Erste Frist ist die für die konstituierende Sitzung des neuen Landtags. In der Verfassung heißt es dazu: "Der Landtag tritt spätestens am 22. Tag nach der Wahl zusammen." Das wäre der 5. November. Die nächste Frist ist die für die Wahl des neuen Regierungschefs. Dazu heißt es in der Verfassung: "Der Ministerpräsident wird von dem neu gewählten Landtag spätestens innerhalb einer Woche nach seinem Zusammentritt auf die Dauer von fünf Jahren gewählt." Das bedeutet: Die Wahl muss spätestens am 12. November stattfinden. Will sich die angestrebte neue Regierung keine Blöße geben, muss also bis spätestens dahin die Koalition stehen.

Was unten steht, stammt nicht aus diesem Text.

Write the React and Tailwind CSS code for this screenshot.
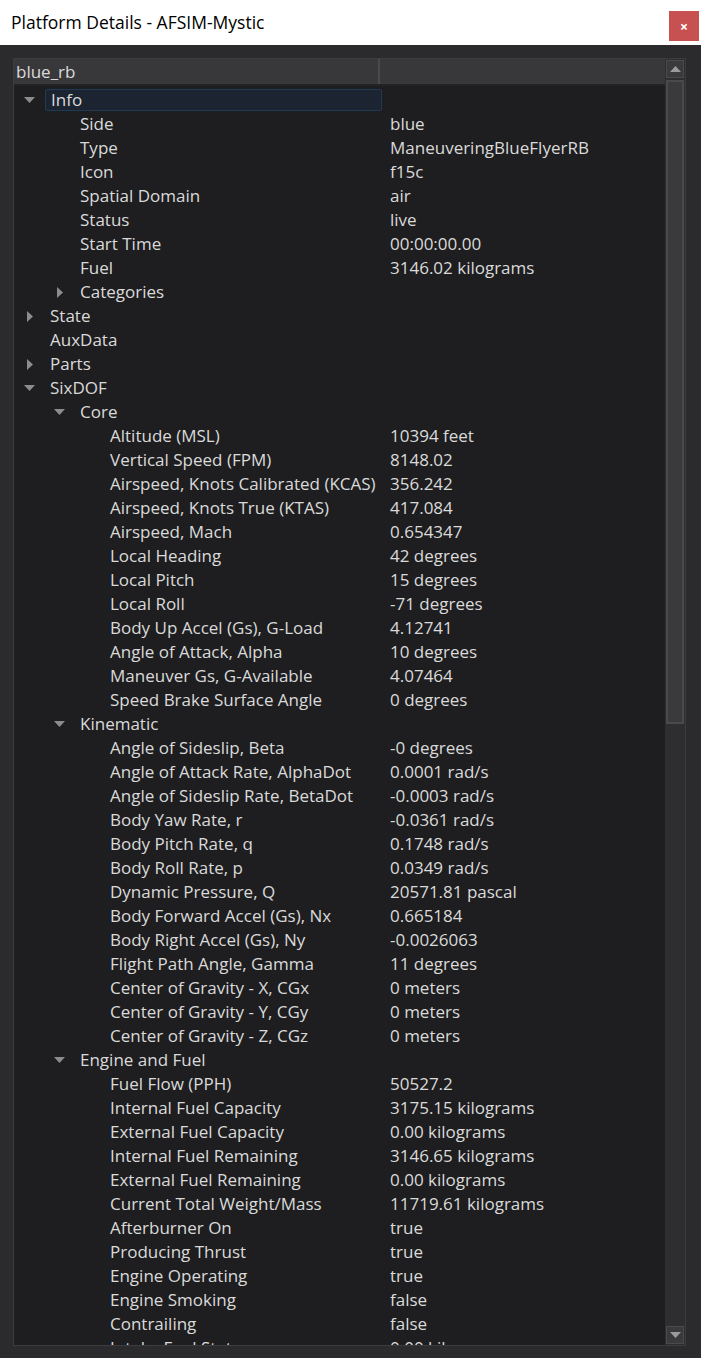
import React from "react";

const tree = [
  {
    label: "Info",
    open: true,
    selected: true,
    children: [
      { label: "Side", value: "blue" },
      { label: "Type", value: "ManeuveringBlueFlyerRB" },
      { label: "Icon", value: "f15c" },
      { label: "Spatial Domain", value: "air" },
      { label: "Status", value: "live" },
      { label: "Start Time", value: "00:00:00.00" },
      { label: "Fuel", value: "3146.02 kilograms" },
      { label: "Categories", open: false, children: [] },
    ],
  },
  { label: "State", open: false, children: [] },
  { label: "AuxData" },
  { label: "Parts", open: false, children: [] },
  {
    label: "SixDOF",
    open: true,
    children: [
      {
        label: "Core",
        open: true,
        children: [
          { label: "Altitude (MSL)", value: "10394 feet" },
          { label: "Vertical Speed (FPM)", value: "8148.02" },
          { label: "Airspeed, Knots Calibrated (KCAS)", value: "356.242" },
          { label: "Airspeed, Knots True (KTAS)", value: "417.084" },
          { label: "Airspeed, Mach", value: "0.654347" },
          { label: "Local Heading", value: "42 degrees" },
          { label: "Local Pitch", value: "15 degrees" },
          { label: "Local Roll", value: "-71 degrees" },
          { label: "Body Up Accel (Gs), G-Load", value: "4.12741" },
          { label: "Angle of Attack, Alpha", value: "10 degrees" },
          { label: "Maneuver Gs, G-Available", value: "4.07464" },
          { label: "Speed Brake Surface Angle", value: "0 degrees" },
        ],
      },
      {
        label: "Kinematic",
        open: true,
        children: [
          { label: "Angle of Sideslip, Beta", value: "-0 degrees" },
          { label: "Angle of Attack Rate, AlphaDot", value: "0.0001 rad/s" },
          { label: "Angle of Sideslip Rate, BetaDot", value: "-0.0003 rad/s" },
          { label: "Body Yaw Rate, r", value: "-0.0361 rad/s" },
          { label: "Body Pitch Rate, q", value: "0.1748 rad/s" },
          { label: "Body Roll Rate, p", value: "0.0349 rad/s" },
          { label: "Dynamic Pressure, Q", value: "20571.81 pascal" },
          { label: "Body Forward Accel (Gs), Nx", value: "0.665184" },
          { label: "Body Right Accel (Gs), Ny", value: "-0.0026063" },
          { label: "Flight Path Angle, Gamma", value: "11 degrees" },
          { label: "Center of Gravity - X, CGx", value: "0 meters" },
          { label: "Center of Gravity - Y, CGy", value: "0 meters" },
          { label: "Center of Gravity - Z, CGz", value: "0 meters" },
        ],
      },
      {
        label: "Engine and Fuel",
        open: true,
        children: [
          { label: "Fuel Flow (PPH)", value: "50527.2" },
          { label: "Internal Fuel Capacity", value: "3175.15 kilograms" },
          { label: "External Fuel Capacity", value: "0.00 kilograms" },
          { label: "Internal Fuel Remaining", value: "3146.65 kilograms" },
          { label: "External Fuel Remaining", value: "0.00 kilograms" },
          { label: "Current Total Weight/Mass", value: "11719.61 kilograms" },
          { label: "Afterburner On", value: "true" },
          { label: "Producing Thrust", value: "true" },
          { label: "Engine Operating", value: "true" },
          { label: "Engine Smoking", value: "false" },
          { label: "Contrailing", value: "false" },
          { label: "Intake Fuel State", value: "0.00 kilograms" },
        ],
      },
    ],
  },
];

const indentClass = ["w-[0px]", "w-[30px]", "w-[60px]"];

const flatten = (nodes, level = 0, out = []) => {
  nodes.forEach((n) => {
    out.push({ ...n, level });
    if (n.open && n.children) flatten(n.children, level + 1, out);
  });
  return out;
};

const Arrow = ({ open }) =>
  open ? (
    <svg width="11" height="6" viewBox="0 0 11 6">
      <polygon points="0,0 11,0 5.5,6" fill="#8c8c8c" />
    </svg>
  ) : (
    <svg width="6" height="11" viewBox="0 0 6 11">
      <polygon points="0,0 6,5.5 0,11" fill="#8c8c8c" />
    </svg>
  );

const Row = ({ item }) => {
  const hasArrow = item.children !== undefined;
  return (
    <div className="flex h-[24px] shrink-0 items-center">
      <div className="flex h-full w-[368px] shrink-0 items-center">
        <div className={`${indentClass[item.level]} shrink-0`}></div>
        <div className="flex w-[31px] shrink-0 items-center justify-center">
          {hasArrow && <Arrow open={item.open} />}
        </div>
        <div
          className={`flex h-[22px] flex-1 items-center pl-[5px] ${
            item.selected ? "rounded-[2px] border border-[#1d3b57] bg-[#1b2430] pl-[4px]" : ""
          }`}
        >
          <span className="whitespace-nowrap">{item.label}</span>
        </div>
      </div>
      <div className="whitespace-nowrap pl-[8px]">{item.value}</div>
    </div>
  );
};

const App = () => {
  const rows = flatten(tree);
  return (
    <div className="flex h-[1358px] w-[701px] flex-col overflow-hidden bg-white font-['Segoe_UI','Open_Sans',sans-serif]">
      {/* Title bar */}
      <div className="flex h-[45px] shrink-0 items-start justify-between bg-white">
        <div className="pl-[11px] pt-[10px] text-[17.5px] leading-[24px] text-black">
          Platform Details - AFSIM-Mystic
        </div>
        <div className="mr-[2px] mt-[11px] flex h-[30px] w-[30px] items-center justify-center bg-[#c75050] text-[14px] font-bold text-white">
          ×
        </div>
      </div>

      {/* Body */}
      <div className="flex min-h-0 flex-1 flex-col overflow-hidden bg-[#2b2b2d] pb-[12px] pl-[13px] pr-[15px] pt-[13px]">
        <div className="flex min-h-0 flex-1 overflow-hidden border border-[#3c3c3e] bg-[#1e1e20]">
          {/* Tree area */}
          <div className="flex min-h-0 flex-1 flex-col overflow-hidden text-[17px] text-[#dadada]">
            <div className="flex h-[27px] shrink-0 border-b-2 border-[#232325] bg-[#38383a]">
              <div className="flex w-[366px] items-center border-r-2 border-[#4a4a4c] pl-[2px] pt-[1px]">
                blue_rb
              </div>
              <div className="flex-1"></div>
            </div>
            <div className="flex min-h-0 flex-1 flex-col overflow-hidden pt-[2px]">
              {rows.map((r, i) => (
                <Row key={i} item={r} />
              ))}
            </div>
          </div>

          {/* Scrollbar */}
          <div className="flex w-[20px] shrink-0 flex-col bg-[#2e2e30] p-[1px]">
            <div className="flex h-[18px] shrink-0 items-center justify-center border border-[#4a4a4c] bg-[#3a3a3c]">
              <svg width="11" height="6" viewBox="0 0 11 6">
                <polygon points="0,6 11,6 5.5,0" fill="#9a9a9a" />
              </svg>
            </div>
            <div className="mt-[2px] h-[644px] shrink-0 border-2 border-[#4a4a4c] bg-[#3a3a3c]"></div>
            <div className="flex-1"></div>
            <div className="flex h-[18px] shrink-0 items-center justify-center border border-[#4a4a4c] bg-[#3a3a3c]">
              <svg width="11" height="6" viewBox="0 0 11 6">
                <polygon points="0,0 11,0 5.5,6" fill="#9a9a9a" />
              </svg>
            </div>
          </div>
        </div>
      </div>
    </div>
  );
};

export default App;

Es gibt allenfalls noch eine Art Notfallfrist, die von den Beteiligten sicherlich niemand gerne in Anspruch nehmen würde. In der Verfassung heißt es: "Kommt die Neuwahl innerhalb von vier Wochen nicht zustande, muss der Landtagspräsident den Landtag auflösen." Theoretisch könnte die Ministerpräsidenten-Wahl also, wenn sie vorher nicht möglich ist, bis spätestens 3. Dezember noch erfolgen, bevor es eine Neuwahl geben müsste. Eine Inanspruchnahme dieser Frist dürfte aber als klassischer Fehlstart gewertet werden – deshalb wird daran wohl keiner der potenziellen Partner Interesse haben.

Enttäuschung im Landtagsgebäude der CSU nach Bekanntwerden der Wahlergebnisse
DER STANDARD

Aiwanger hätte gerne drei Ministerien

Freie-Wähler-Chef Hubert Aiwanger hätte als Koalitionspartner der CSU in einer neuen Bayerischen Staatsregierung gerne drei Ministerien. "Drei Stück an Ministerien werden wohl realistisch sein", sagte Aiwanger am Montag dem Radiosender Bayern 2 nach den Landtagswahlen. Dass sich die CSU nicht mit seiner Partei, sondern mit den Grünen einigt, hält er für unwahrscheinlich. "Da bin ich sehr gelassen", erklärte der Parteichef. "Wir werden am Ende diejenigen sein, mit denen die Regierung zustande kommt."

In die Koalitionsverhandlungen gehen die Freien Wähler mit festen Vorstellungen. So müsse die CSU "von einigen Größenwahnprojekten" runter wie dem Raumfahrtprogramm Bavaria One. "Wir werden jetzt auch nicht kuschen", meinte Aiwanger. Falsche Dinge werde man auch weiter korrigieren. Die Freien Wähler wurden laut vorläufigem amtlichem Endergebnis mit 11,6 Prozent drittstärkste Kraft nach CSU und Grünen.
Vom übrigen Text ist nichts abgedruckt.